That was challenging.

I rewrote almost all of my Introduction to Programming book into an iBook. Trimmed it down. Refocused it. Changed from Python 2.6 to 3.2. A complete refactoring from which almost nothing of the original book survives except the goals.

Look for it October 1st in the iTunes bookstore. Programming for Absolute Beginners: Building Skills in Programming.

[My intent is to have several Building Skills titles. We'll see how far I get.]

The rewrite involved three substantial changes.

  1. I removed all of the duplicative reference material. The Python library reference is (now) utstandingly good. When I started using Python over ten years ago, it was not very good, and I started writing a Python reference of my own merely to organize the documentation. The books grew from there; the reference aspect is now useless.
  2. I dropped almost all Python 2 references. There's a little bit of Python 2 history, but that's it. It's time to move forward, now that most of the major packages seem to have made the switch.
  3. I changed the focus from processing to data.

Processing vs. Data

When looking at a multi-faceted language like Python, it's difficult to know what's the most gentle introduction to software development.

Historically, the procedural, imperative style of programming appears the most appealing. The roots of Python come from procedural programming. It reaches back to Pascal (and even Algol 60) by elegantly restating the core principles of those languages with an easier-to-read syntax.

Indeed, if you read classic foundational CACM articles where essential algorithms were first formally described, they used a neatly typeset variant on Algol that (for the early years of my career) was the gold standard in how code should look. Python follows this tradition nicely.

But.

That doesn't mean that procedural programming is really the absolutely best way to introduce the language.

Data First

I think that it may be possible to introduce the language with a focus on data objects first and the procedural/imperative statements as a secondary consideration.

When it comes to anything beyond trivial Rate-Time-Distance calculations, the data structure matters more than almost any other aspect of the software. The objects, their relationships, their operations and their attributes are core to the problem. The presentation, user actions and persistent representation are secondary considerations after the structure of the data.

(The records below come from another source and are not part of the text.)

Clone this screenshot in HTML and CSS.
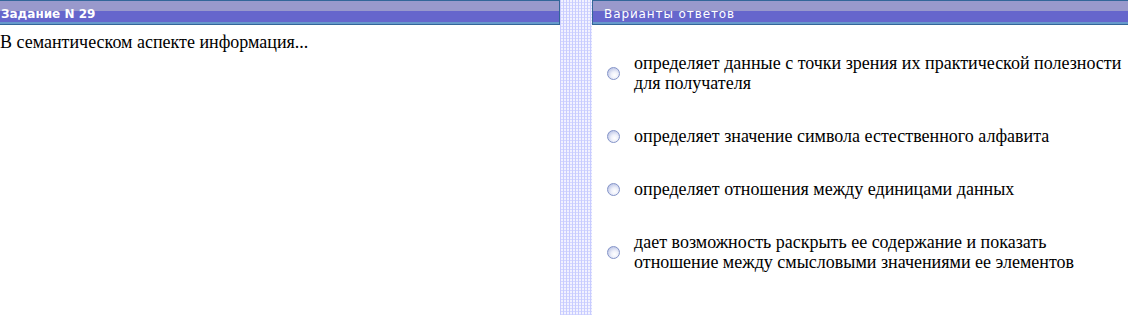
FILE: index.html
```html
<!DOCTYPE html>
<html lang="ru">
<head>
    <meta charset="UTF-8">
    <title>Задание N 29</title>
    <link rel="stylesheet" href="styles.css">
</head>
<body>

<div class="page">
    <div class="panel panel-task">
        <div class="head head-task">Задание N 29</div>
        <div class="question">В семантическом аспекте информация...</div>
    </div>

    <div class="divider"></div>

    <div class="panel panel-answers">
        <div class="head head-answers">Варианты ответов</div>
        <ul class="answers">
            <li class="answer">
                <span class="radio"></span>
                <span class="answer-text">определяет данные с точки зрения их практической полезности<br>для получателя</span>
            </li>
            <li class="answer">
                <span class="radio"></span>
                <span class="answer-text">определяет значение символа естественного алфавита</span>
            </li>
            <li class="answer">
                <span class="radio"></span>
                <span class="answer-text">определяет отношения между единицами данных</span>
            </li>
            <li class="answer">
                <span class="radio"></span>
                <span class="answer-text">дает возможность раскрыть ее содержание и показать<br>отношение между смысловыми значениями ее элементов</span>
            </li>
        </ul>
    </div>
</div>

</body>
</html>
```

FILE: styles.css
```css
* {
    margin: 0;
    padding: 0;
}

html, body {
    width: 1128px;
    height: 315px;
    overflow: hidden;
    background-color: #ffffff;
}

.page {
    display: flex;
    height: 315px;
}

.panel {
    display: flex;
    flex-direction: column;
}

.panel-task {
    width: 560px;
}

.panel-answers {
    flex: 1;
}

/* полоса между панелями - мелкая сетка */
.divider {
    width: 32px;
    background-color: #f2f2ff;
    background-image:
        linear-gradient(90deg, #c8ccff 1px, transparent 1px),
        linear-gradient(0deg, #d4d7ff 1px, transparent 1px);
    background-size: 3px 3px;
}

/* шапка панели: две полосы и нижняя линия */
.head {
    height: 25px;
    box-sizing: border-box;
    padding-top: 8px;
    color: #ffffff;
    font-family: "DejaVu Sans", Tahoma, sans-serif;
    font-size: 12px;
    line-height: 13px;
    white-space: nowrap;
    background: linear-gradient(to bottom,
        #336699 0, #336699 1px,
        #9999cc 1px, #9999cc 11px,
        #6666cc 11px, #6666cc 22px,
        #6699cc 22px, #6699cc 24px,
        #336699 24px, #336699 25px);
}

.head-task {
    padding-left: 1px;
    font-weight: bold;
    border-right: 1px solid #336699;
}

.head-answers {
    padding-left: 11px;
    letter-spacing: 0.9px;
    border-left: 1px solid #336699;
}

.question {
    margin-top: 7px;
    font-family: "Liberation Serif", "Times New Roman", serif;
    font-size: 18px;
    line-height: 20px;
    color: #000000;
}

.answers {
    list-style: none;
    display: flex;
    flex-direction: column;
    gap: 33px;
    padding-top: 28px;
    padding-left: 15px;
}

.answer {
    display: flex;
    align-items: center;
    gap: 14px;
}

.radio {
    flex: none;
    width: 11px;
    height: 11px;
    border-radius: 50%;
    border: 1px solid #8494c8;
    background: radial-gradient(circle at 60% 65%, #ffffff 0, #eef0fa 35%, #bcc5e6 80%, #a2aedb 100%);
}

.answer-text {
    font-family: "Liberation Serif", "Times New Roman", serif;
    font-size: 18px;
    line-height: 20px;
    color: #000000;
    white-space: nowrap;
}
```
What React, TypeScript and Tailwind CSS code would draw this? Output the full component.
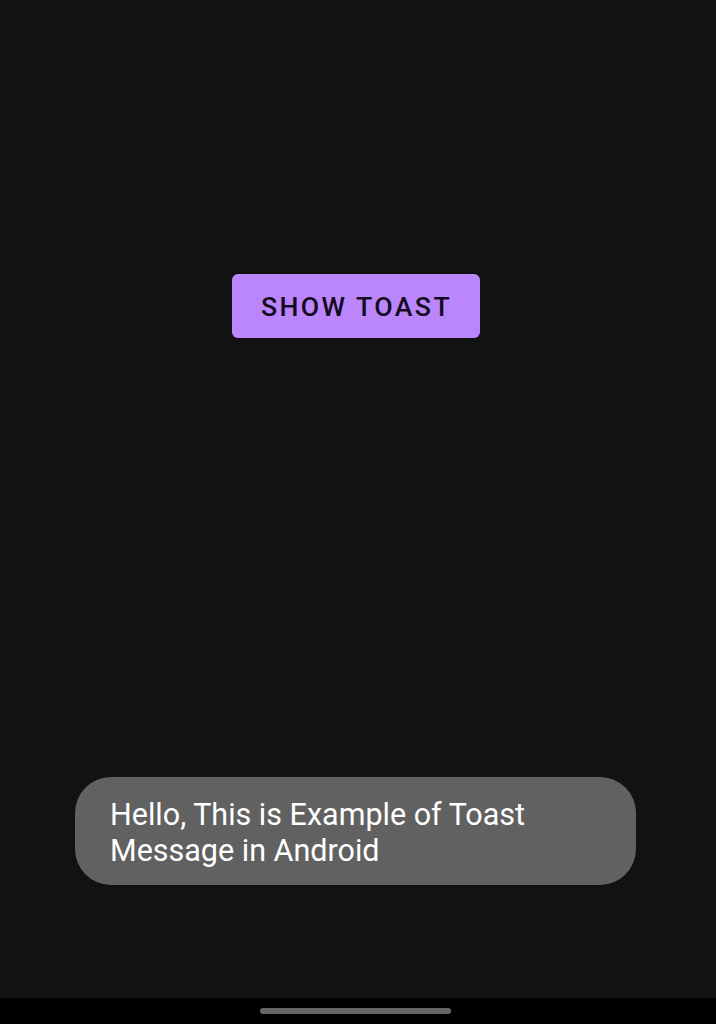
export default function App() {
  return (
    <div className="flex h-[1024px] w-[716px] flex-col overflow-hidden bg-black" style={{ fontFamily: "Roboto, 'Noto Sans', sans-serif" }}>
      <div className="flex flex-1 flex-col items-center bg-[#121212] pr-[5px] pt-[274px]">
        <button className="flex h-[64px] w-[248px] items-center justify-center rounded-[6px] bg-[#bb86fc] pl-[2px] pt-[3px] text-[26.7px] font-medium uppercase tracking-[0.09em] text-[#140b1e]">
          Show Toast
        </button>
        <div className="mt-[439px] flex h-[108px] w-[561px] items-center rounded-[36px] bg-[#616161] pl-[35px] pr-[20px] pt-[4px]">
          <p className="text-[30.5px] leading-[36px] text-white">
            Hello, This is Example of Toast
            <br />
            Message in Android
          </p>
        </div>
      </div>
      <div className="flex h-[26px] items-start justify-center pr-[6px] pt-[10px]">
        <div className="h-[6px] w-[191px] rounded-full bg-[#666666]" />
      </div>
    </div>
  );
}
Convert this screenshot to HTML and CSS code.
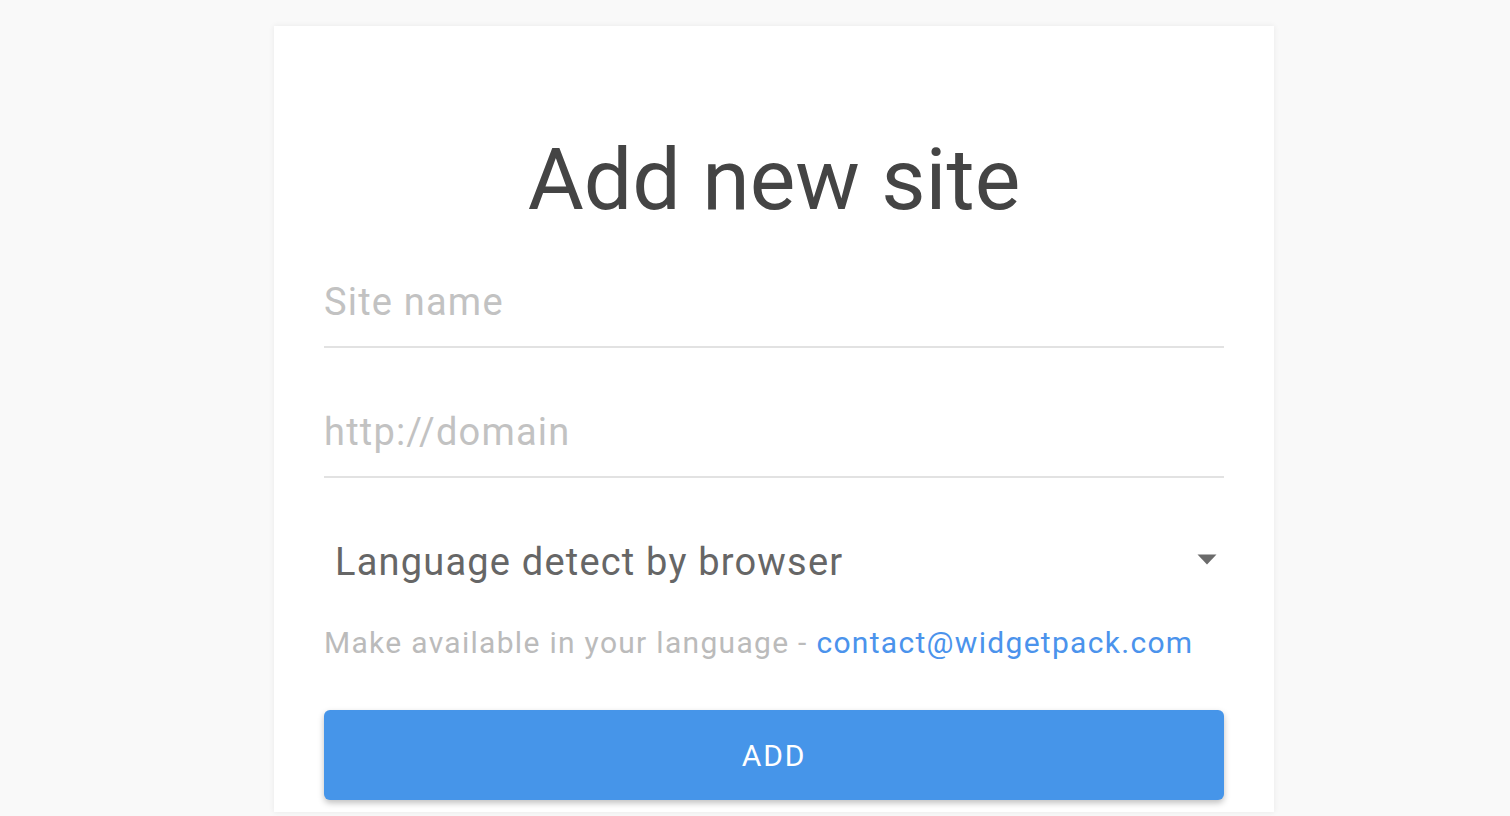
FILE: index.html
```html
<!DOCTYPE html>
<html lang="en">
<head>
<meta charset="utf-8">
<title>Add new site</title>
<link rel="stylesheet" href="styles.css">
</head>
<body>
<div class="page">
  <div class="card">
    <h1 class="title">Add new site</h1>
    <form class="form">
      <input class="field" type="text" placeholder="Site name">
      <input class="field field-gap" type="text" placeholder="http://domain">
      <div class="select field-gap">
        <span class="select-text">Language detect by browser</span>
        <svg class="select-arrow" width="20" height="11" viewBox="0 0 20 11"><path d="M0.5 0.5 L19.5 0.5 L10 10.5 Z" fill="#6b6b6b"/></svg>
      </div>
      <p class="help">Make available in your language - <a class="help-link" href="#">contact@widgetpack.com</a></p>
      <button class="btn" type="button">ADD</button>
    </form>
  </div>
</div>
</body>
</html>
```
FILE: styles.css
```css
html, body {
  margin: 0;
  padding: 0;
  background: #f9f9f9;
  height: 100%;
  overflow: hidden;
}
body {
  font-family: Roboto, "Liberation Sans", sans-serif;
}
.page {
  padding: 26px 0 0 274px;
}
.card {
  width: 1000px;
  height: 786px;
  box-sizing: border-box;
  background: #fff;
  box-shadow: 0 0 6px rgba(0, 0, 0, 0.07);
  padding: 104px 50px 0 50px;
}
.title {
  margin: 0;
  font-size: 86px;
  line-height: 100px;
  font-weight: 400;
  color: #444;
  text-align: center;
}
.form {
  margin-top: 28px;
  display: flex;
  flex-direction: column;
}
.field {
  display: block;
  width: 100%;
  height: 90px;
  box-sizing: border-box;
  margin: 0;
  padding: 0;
  border: none;
  border-bottom: 2px solid #e2e2e2;
  outline: none;
  font-family: Roboto, "Liberation Sans", sans-serif;
  font-size: 38px;
  letter-spacing: 1.2px;
  color: #444;
  background: transparent;
}
.field::placeholder {
  color: #c2c2c2;
}
.field-gap {
  margin-top: 40px;
}
.select {
  height: 88px;
  display: flex;
  align-items: center;
  justify-content: space-between;
  padding: 0 7px 0 11px;
}
.select-text {
  font-size: 38px;
  line-height: 44px;
  letter-spacing: 1.2px;
  color: #666;
}
.select-arrow {
  display: block;
  margin-top: -6px;
}
.help {
  margin: 19px 0 0 0;
  font-size: 30px;
  line-height: 36px;
  letter-spacing: 1.3px;
  color: #bbbbbb;
}
.help-link {
  color: #4b93ec;
  text-decoration: none;
}
.btn {
  margin-top: 49px;
  height: 90px;
  width: 100%;
  border: none;
  border-radius: 6px;
  background: #4695e9;
  color: #fff;
  font-family: Roboto, "Liberation Sans", sans-serif;
  font-size: 30px;
  letter-spacing: 1.8px;
  box-shadow: 0 3px 6px rgba(0, 0, 0, 0.25);
  cursor: pointer;
}
```
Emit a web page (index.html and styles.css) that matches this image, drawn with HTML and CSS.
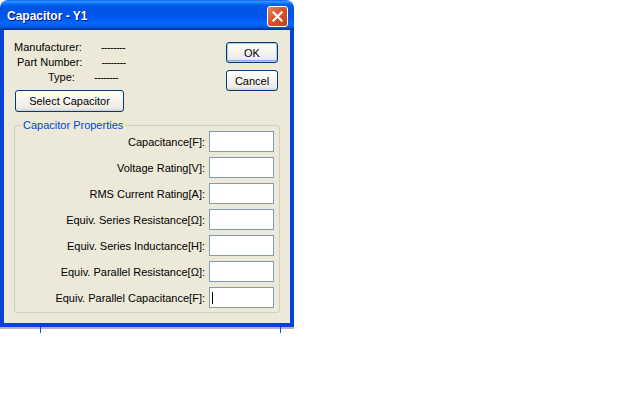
FILE: index.html
```html
<!DOCTYPE html>
<html lang="en">
<head>
  <meta charset="UTF-8">
  <title>Capacitor - Y1</title>
  <link rel="stylesheet" href="styles.css">
</head>
<body>
  <div class="window">
    <div class="titlebar">
      <span class="title">Capacitor - Y1</span>
      <span class="close">
        <svg width="11" height="11" viewBox="0 0 11 11"><path d="M1.5 1.5 L9.5 9.5 M9.5 1.5 L1.5 9.5" stroke="#fff" stroke-width="2.2" stroke-linecap="square"/></svg>
      </span>
    </div>
    <div class="frame">
      <div class="top">
        <div class="info">
          <div class="line mfr"><span>Manufacturer:</span><span class="dash">--------</span></div>
          <div class="line part"><span>Part Number:</span><span class="dash">--------</span></div>
          <div class="line type"><span>Type:</span><span class="dash">--------</span></div>
          <button class="btn select">Select Capacitor</button>
        </div>
        <div class="actions">
          <button class="btn default">OK</button>
          <button class="btn">Cancel</button>
        </div>
      </div>

      <fieldset class="props">
        <legend>Capacitor Properties</legend>
        <div class="row"><label>Capacitance[F]:</label><div class="field"></div></div>
        <div class="row"><label>Voltage Rating[V]:</label><div class="field"></div></div>
        <div class="row"><label>RMS Current Rating[A]:</label><div class="field"></div></div>
        <div class="row"><label>Equiv. Series Resistance[Ω]:</label><div class="field"></div></div>
        <div class="row"><label>Equiv. Series Inductance[H]:</label><div class="field"></div></div>
        <div class="row"><label>Equiv. Parallel Resistance[Ω]:</label><div class="field"></div></div>
        <div class="row"><label>Equiv. Parallel Capacitance[F]:</label><div class="field"><span class="caret"></span></div></div>
      </fieldset>
    </div>
  </div>
  <div class="under"><span class="tick"></span><span class="tick right"></span></div>
</body>
</html>
```

FILE: styles.css
```css
body { margin: 0; background: #fff; font-family: "Liberation Sans", Arial, sans-serif; font-size: 11px; }

.window { width: 294px; }

.titlebar {
  height: 30px;
  box-sizing: border-box;
  display: flex;
  justify-content: space-between;
  align-items: flex-start;
  padding: 0 6px 0 7px;
  border-radius: 8px 8px 0 0;
  background: linear-gradient(to bottom, #0058ee 0%, #3593ff 4%, #288eff 7%, #127dff 10%, #036ffc 13%, #0262ee 17%, #0057e5 22%, #0054e3 28%, #0055eb 56%, #005bf5 66%, #026afe 76%, #0062ef 86%, #0052d6 92%, #0040ab 96%, #003092 100%);
}
.title {
  margin-top: 9px;
  color: #fff;
  font-weight: bold;
  font-size: 12px;
  text-shadow: 1px 1px #0a1883;
}
.close {
  margin-top: 6px;
  width: 21px;
  height: 21px;
  box-sizing: border-box;
  border: 1px solid #fff;
  border-radius: 3px;
  background: linear-gradient(135deg, #e8865f 0%, #d9542c 45%, #c2401b 100%);
  display: flex;
  align-items: center;
  justify-content: center;
}

.frame {
  background: #ece9d8;
  border: 4px solid #0843d9;
  border-top: none;
  padding-bottom: 10px;
}

.top {
  display: flex;
  justify-content: space-between;
  padding: 10px 12px 0 10px;
}
.line { display: flex; gap: 19px; line-height: 15px; }
.line.part { padding-left: 3px; }
.line.type { padding-left: 34px; }
.dash { letter-spacing: -0.66px; }

.btn {
  font-family: "Liberation Sans", Arial, sans-serif;
  font-size: 11px;
  color: #000;
  height: 21px;
  padding: 0;
  border: 1px solid #003c74;
  border-radius: 3px;
  background: linear-gradient(to bottom, #fff 0%, #f6f5f0 40%, #ecebe6 85%, #d6d0c5 100%);
}
.select { margin: 5px 0 0 1px; width: 109px; height: 22px; }
.actions { display: flex; flex-direction: column; gap: 7px; margin-top: 2px; }
.actions .btn { width: 52px; }
.default { box-shadow: inset 0 0 0 1px #b3cbf2, inset 0 -1px 0 1px #89adec; }

.props {
  margin: 8px 10px 0;
  padding: 0 5px 4px 0;
  border: 1px solid #d0d0bf;
  border-radius: 3px;
  display: flex;
  flex-direction: column;
  gap: 5px;
}
.props legend {
  margin-left: 6px;
  padding: 0 2px;
  line-height: 11px;
  color: #0046d5;
}
.row { display: flex; justify-content: flex-end; align-items: center; gap: 4px; }
.field {
  width: 65px;
  height: 21px;
  box-sizing: border-box;
  border: 1px solid #7f9db9;
  background: #fff;
  padding-left: 2px;
  display: flex;
  align-items: center;
}
.caret { width: 1px; height: 12px; background: #000; }

.under {
  width: 294px;
  height: 6px;
  display: flex;
  background: linear-gradient(to bottom, #b4b4b4 0, #b4b4b4 2px, transparent 2px);
}
.tick { width: 1px; height: 6px; background: #1e3cf0; margin-left: 40px; }
.tick.right { margin-left: auto; margin-right: 13px; }
```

It seems like the data structures should "drive" the presentation. The outline of the book should be introductions of each of the important and visible builtin data structures. Additionally, the library extensions that are most often used can be introduced, also.

Definitional features (def, return, yield, class, and the ideas of module and package) are central, but a step behind the builtin data structures.

Procedural features (if, for, while, break, continue, with, etc.) are clearly second-class; they exist only to support access to the data structures. A for statement, makes a "for all" assertion about a data structure. A for with a break (or a while) makes a "there exists" assertion about a data structure. The data is central. The imperative statements are secondary.

Other features (global, nonlocal, del, raise, try, etc.) are tertiary, and exist to create more elegant programs that don't annoy the other developers as much.

This also means that generator expressions and comprehensions are first-class, front-and-center features of the language. This parallels the approach in the NLTK Book, which puts the focus on generator expressions as a way to clearly state the processing.

Other Forms

Currently, I only have the iBook available.

The iBook Author application can (and does) produce a PDF. I think I may offer that separately through www.lulu.com.